▶ _Written instruction_
Word for word, give the material below again, minus any images.

▶ _Available data_
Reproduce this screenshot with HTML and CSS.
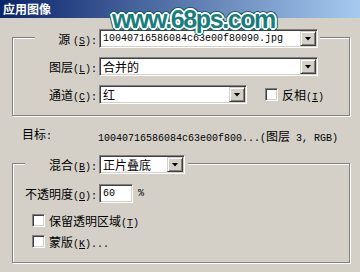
FILE: index.html
```html
<!DOCTYPE html>
<html lang="zh-CN">
<head>
    <meta charset="UTF-8">
    <title>应用图像</title>
    <link rel="stylesheet" href="styles.css">
</head>
<body>
    <div class="titlebar"><span class="title">应用图像</span></div>
    <div class="watermark">www.68ps.com</div>

    <div class="dialog">
        <div class="group g1">
            <div class="head">
                <label class="lbl">源 <span class="m">(<u>S</u>):</span></label>
                <div class="field sel w-src"><span class="m">10040716586084c63e00f80090.jpg</span><i class="btn"></i></div>
            </div>
            <div class="row">
                <label class="lbl">图层<span class="m">(<u>L</u>):</span></label>
                <div class="field sel w-src">合并的<i class="btn"></i></div>
            </div>
            <div class="row">
                <label class="lbl">通道<span class="m">(<u>C</u>):</span></label>
                <div class="field sel w-ch">红<i class="btn"></i></div>
                <span class="check inline"></span>
                <span class="ck-label">反相<span class="m">(<u>I</u>)</span></span>
            </div>
        </div>

        <div class="target">
            <span class="t-lbl">目标<span class="m">:</span></span>
            <span class="m">10040716586084c63e00f800...(<span class="cjk">图层</span> 3, RGB)</span>
        </div>

        <div class="group g2">
            <div class="head">
                <label class="lbl">混合<span class="m">(<u>B</u>):</span></label>
                <div class="field sel w-blend">正片叠底<i class="btn"></i></div>
            </div>
            <div class="row">
                <label class="lbl">不透明度<span class="m">(<u>O</u>):</span></label>
                <div class="field w-op"><span class="m">60</span></div>
                <span class="m pct">%</span>
            </div>
            <div class="checkrow first">
                <span class="check"></span>
                <span class="ck-label">保留透明区域<span class="m">(<u>T</u>)</span></span>
            </div>
            <div class="checkrow">
                <span class="check"></span>
                <span class="ck-label">蒙版<span class="m">(<u>K</u>)...</span></span>
            </div>
        </div>
    </div>
</body>
</html>
```

FILE: styles.css
```css
body {
    margin: 0;
    width: 360px;
    height: 272px;
    overflow: hidden;
    position: relative;
    background: #d4d0c8;
    color: #000;
    font: 12px "Noto Sans CJK SC", sans-serif;
}
.m {
    font: 10px "Liberation Mono", monospace;
}
.cjk {
    font: 12px "Noto Sans CJK SC", sans-serif;
}
u {
    text-underline-offset: 1px;
}

/* title bar + watermark */
.titlebar {
    display: flex;
    align-items: center;
    height: 18px;
    padding-left: 3px;
    background: linear-gradient(to right, #0a246a, #a6caf0);
}
.title {
    font-weight: bold;
    font-size: 12px;
    line-height: 16px;
    color: #fff;
    white-space: nowrap;
}
.watermark {
    position: absolute;
    left: 112px;
    top: 7px;
    font: bold 25px/25px "Liberation Sans", sans-serif;
    letter-spacing: -1.4px;
    color: #1a7c7c;
    text-shadow: 1px 0 #fff, -1px 0 #fff, 0 1px #fff, 0 -1px #fff,
        1px 1px #fff, -1px -1px #fff, 1px -1px #fff, -1px 1px #fff,
        2px 0 #fff, -2px 0 #fff, 0 2px #fff, 0 -2px #fff,
        3px 0 #0f5f5f, -3px 0 #0f5f5f, 0 3px #0f5f5f, 0 -3px #0f5f5f,
        2px 2px #0f5f5f, -2px -2px #0f5f5f, 2px -2px #0f5f5f, -2px 2px #0f5f5f;
}

.dialog {
    padding-left: 12px;
}

/* etched group boxes */
.group {
    width: 338px;
    box-sizing: border-box;
    border: 1px solid #808080;
    box-shadow: inset 1px 1px #fff, 1px 1px #fff;
}
.g1 {
    margin-top: 19px;
    padding-bottom: 11px;
}
.g2 {
    margin-top: 22px;
    padding-bottom: 14px;
}
.head {
    display: flex;
    align-items: center;
    width: fit-content;
    height: 19px;
    margin-top: -9px;
    background: #d4d0c8;
}
.g1 .head {
    margin-left: 22px;
    padding-right: 2px;
}
.g1 .head .lbl {
    width: 62px;
}
.g2 .head {
    margin-left: 12px;
    padding-right: 3px;
}
.g2 .head .lbl {
    width: 72px;
}
.row {
    display: flex;
    align-items: center;
    height: 19px;
    margin-top: 9px;
}
.g2 .row {
    margin-top: 10px;
}
.lbl {
    flex: none;
    width: 84px;
    margin-right: 2px;
    text-align: right;
    white-space: nowrap;
}

/* sunken fields */
.field, .check {
    box-sizing: border-box;
    background: #fff;
    border: 1px solid;
    border-color: #808080 #fff #fff #808080;
    box-shadow: inset 1px 1px #404040, inset -1px -1px #d4d0c8;
}
.field {
    flex: none;
    display: flex;
    align-items: center;
    height: 19px;
    padding-left: 3px;
    white-space: nowrap;
}
.w-src { width: 219px; }
.w-ch { width: 148px; }
.w-blend { width: 86px; }
.w-op { width: 34px; }
.btn {
    flex: none;
    display: flex;
    align-items: center;
    justify-content: center;
    box-sizing: border-box;
    width: 16px;
    height: 15px;
    margin-left: auto;
    margin-right: 1px;
    background: #d4d0c8;
    border: 1px solid;
    border-color: #d4d0c8 #404040 #404040 #d4d0c8;
    box-shadow: inset 1px 1px #fff, inset -1px -1px #808080;
}
.btn::after {
    content: "";
    width: 7px;
    height: 4px;
    background: #000;
    clip-path: polygon(0 0, 100% 0, 50% 100%);
}
.check {
    flex: none;
    width: 13px;
    height: 13px;
}
.check.inline {
    margin-left: 18px;
}
.ck-label {
    margin-left: 4px;
    white-space: nowrap;
}
.pct {
    margin-left: 5px;
}

.target {
    display: flex;
    height: 14px;
    line-height: 14px;
    margin-top: 11px;
    white-space: nowrap;
}
.t-lbl {
    width: 76px;
    margin-left: 10px;
}

.checkrow {
    display: flex;
    align-items: center;
    height: 13px;
    margin: 8px 0 0 19px;
}
.checkrow.first {
    margin-top: 11px;
}
```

▶ _Full response_
Reproduce this screenshot with HTML and CSS.
FILE: index.html
```html
<!DOCTYPE html>
<html lang="zh-CN">
<head>
    <meta charset="UTF-8">
    <title>应用图像</title>
    <link rel="stylesheet" href="styles.css">
</head>
<body>
    <div class="titlebar"><span class="title">应用图像</span></div>
    <div class="watermark">www.68ps.com</div>

    <div class="dialog">
        <div class="group g1">
            <div class="head">
                <label class="lbl">源 <span class="m">(<u>S</u>):</span></label>
                <div class="field sel w-src"><span class="m">10040716586084c63e00f80090.jpg</span><i class="btn"></i></div>
            </div>
            <div class="row">
                <label class="lbl">图层<span class="m">(<u>L</u>):</span></label>
                <div class="field sel w-src">合并的<i class="btn"></i></div>
            </div>
            <div class="row">
                <label class="lbl">通道<span class="m">(<u>C</u>):</span></label>
                <div class="field sel w-ch">红<i class="btn"></i></div>
                <span class="check inline"></span>
                <span class="ck-label">反相<span class="m">(<u>I</u>)</span></span>
            </div>
        </div>

        <div class="target">
            <span class="t-lbl">目标<span class="m">:</span></span>
            <span class="m">10040716586084c63e00f800...(<span class="cjk">图层</span> 3, RGB)</span>
        </div>

        <div class="group g2">
            <div class="head">
                <label class="lbl">混合<span class="m">(<u>B</u>):</span></label>
                <div class="field sel w-blend">正片叠底<i class="btn"></i></div>
            </div>
            <div class="row">
                <label class="lbl">不透明度<span class="m">(<u>O</u>):</span></label>
                <div class="field w-op"><span class="m">60</span></div>
                <span class="m pct">%</span>
            </div>
            <div class="checkrow first">
                <span class="check"></span>
                <span class="ck-label">保留透明区域<span class="m">(<u>T</u>)</span></span>
            </div>
            <div class="checkrow">
                <span class="check"></span>
                <span class="ck-label">蒙版<span class="m">(<u>K</u>)...</span></span>
            </div>
        </div>
    </div>
</body>
</html>
```

FILE: styles.css
```css
body {
    margin: 0;
    width: 360px;
    height: 272px;
    overflow: hidden;
    position: relative;
    background: #d4d0c8;
    color: #000;
    font: 12px "Noto Sans CJK SC", sans-serif;
}
.m {
    font: 10px "Liberation Mono", monospace;
}
.cjk {
    font: 12px "Noto Sans CJK SC", sans-serif;
}
u {
    text-underline-offset: 1px;
}

/* title bar + watermark */
.titlebar {
    display: flex;
    align-items: center;
    height: 18px;
    padding-left: 3px;
    background: linear-gradient(to right, #0a246a, #a6caf0);
}
.title {
    font-weight: bold;
    font-size: 12px;
    line-height: 16px;
    color: #fff;
    white-space: nowrap;
}
.watermark {
    position: absolute;
    left: 112px;
    top: 7px;
    font: bold 25px/25px "Liberation Sans", sans-serif;
    letter-spacing: -1.4px;
    color: #1a7c7c;
    text-shadow: 1px 0 #fff, -1px 0 #fff, 0 1px #fff, 0 -1px #fff,
        1px 1px #fff, -1px -1px #fff, 1px -1px #fff, -1px 1px #fff,
        2px 0 #fff, -2px 0 #fff, 0 2px #fff, 0 -2px #fff,
        3px 0 #0f5f5f, -3px 0 #0f5f5f, 0 3px #0f5f5f, 0 -3px #0f5f5f,
        2px 2px #0f5f5f, -2px -2px #0f5f5f, 2px -2px #0f5f5f, -2px 2px #0f5f5f;
}

.dialog {
    padding-left: 12px;
}

/* etched group boxes */
.group {
    width: 338px;
    box-sizing: border-box;
    border: 1px solid #808080;
    box-shadow: inset 1px 1px #fff, 1px 1px #fff;
}
.g1 {
    margin-top: 19px;
    padding-bottom: 11px;
}
.g2 {
    margin-top: 22px;
    padding-bottom: 14px;
}
.head {
    display: flex;
    align-items: center;
    width: fit-content;
    height: 19px;
    margin-top: -9px;
    background: #d4d0c8;
}
.g1 .head {
    margin-left: 22px;
    padding-right: 2px;
}
.g1 .head .lbl {
    width: 62px;
}
.g2 .head {
    margin-left: 12px;
    padding-right: 3px;
}
.g2 .head .lbl {
    width: 72px;
}
.row {
    display: flex;
    align-items: center;
    height: 19px;
    margin-top: 9px;
}
.g2 .row {
    margin-top: 10px;
}
.lbl {
    flex: none;
    width: 84px;
    margin-right: 2px;
    text-align: right;
    white-space: nowrap;
}

/* sunken fields */
.field, .check {
    box-sizing: border-box;
    background: #fff;
    border: 1px solid;
    border-color: #808080 #fff #fff #808080;
    box-shadow: inset 1px 1px #404040, inset -1px -1px #d4d0c8;
}
.field {
    flex: none;
    display: flex;
    align-items: center;
    height: 19px;
    padding-left: 3px;
    white-space: nowrap;
}
.w-src { width: 219px; }
.w-ch { width: 148px; }
.w-blend { width: 86px; }
.w-op { width: 34px; }
.btn {
    flex: none;
    display: flex;
    align-items: center;
    justify-content: center;
    box-sizing: border-box;
    width: 16px;
    height: 15px;
    margin-left: auto;
    margin-right: 1px;
    background: #d4d0c8;
    border: 1px solid;
    border-color: #d4d0c8 #404040 #404040 #d4d0c8;
    box-shadow: inset 1px 1px #fff, inset -1px -1px #808080;
}
.btn::after {
    content: "";
    width: 7px;
    height: 4px;
    background: #000;
    clip-path: polygon(0 0, 100% 0, 50% 100%);
}
.check {
    flex: none;
    width: 13px;
    height: 13px;
}
.check.inline {
    margin-left: 18px;
}
.ck-label {
    margin-left: 4px;
    white-space: nowrap;
}
.pct {
    margin-left: 5px;
}

.target {
    display: flex;
    height: 14px;
    line-height: 14px;
    margin-top: 11px;
    white-space: nowrap;
}
.t-lbl {
    width: 76px;
    margin-left: 10px;
}

.checkrow {
    display: flex;
    align-items: center;
    height: 13px;
    margin: 8px 0 0 19px;
}
.checkrow.first {
    margin-top: 11px;
}
```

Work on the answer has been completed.